1. A welding system, comprising: an interface comprising a first display screen and a first input device configured to receive first inputs from an operator to adjust one or more welding system parameters;communication circuitry configured to receive, from a remote welding system user interface module, second inputs to adjust the one or more welding system parameter settings;processing circuitry; anda memory storing machine-readable instructions, which, when executed by the processing circuitry, cause the processing circuitry to: synchronize the one or more welding system parameter settings received from the first inputs and the second inputs; andtransmit the synchronized welding system parameter settings to the first display screen and a second display screen of the remote welding system user interface module.

2. The welding system of claim 1, wherein the machine-readable instructions comprise instructions for reconciling conflicts between welding system parameter settings received from the first and second input devices.

3. The welding system of claim 2, wherein the synchronized welding system parameter settings comprises a broadcast token, and the second inputs are associated with a response token, wherein reconciliation of the conflicts between the first inputs and the second inputs is based at least in part on the broadcast token and the response token.

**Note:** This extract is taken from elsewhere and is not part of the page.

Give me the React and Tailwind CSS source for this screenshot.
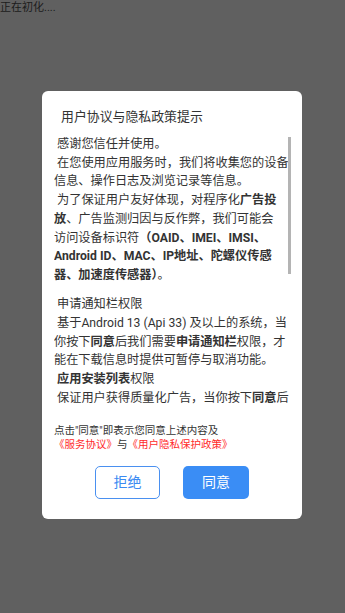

4. The welding system of claim 3, wherein the response token comprises prioritization information.

5. The welding system of claim 1, wherein the communication circuitry is configured to communicate with control circuitry internal to a welding system component.

6. The welding system of claim 1, wherein the welding system user interface module is removable and replaceable from a welding system component.

7. The welding system of claim 1, wherein the communication circuitry comprises wireless communication circuitry configured to communicate with the remote welding system user interface module wirelessly.

8. The welding system of claim 1, wherein the communication circuitry is configured to broadcast the synchronized welding system parameter settings at least approximately every 100 millisecond.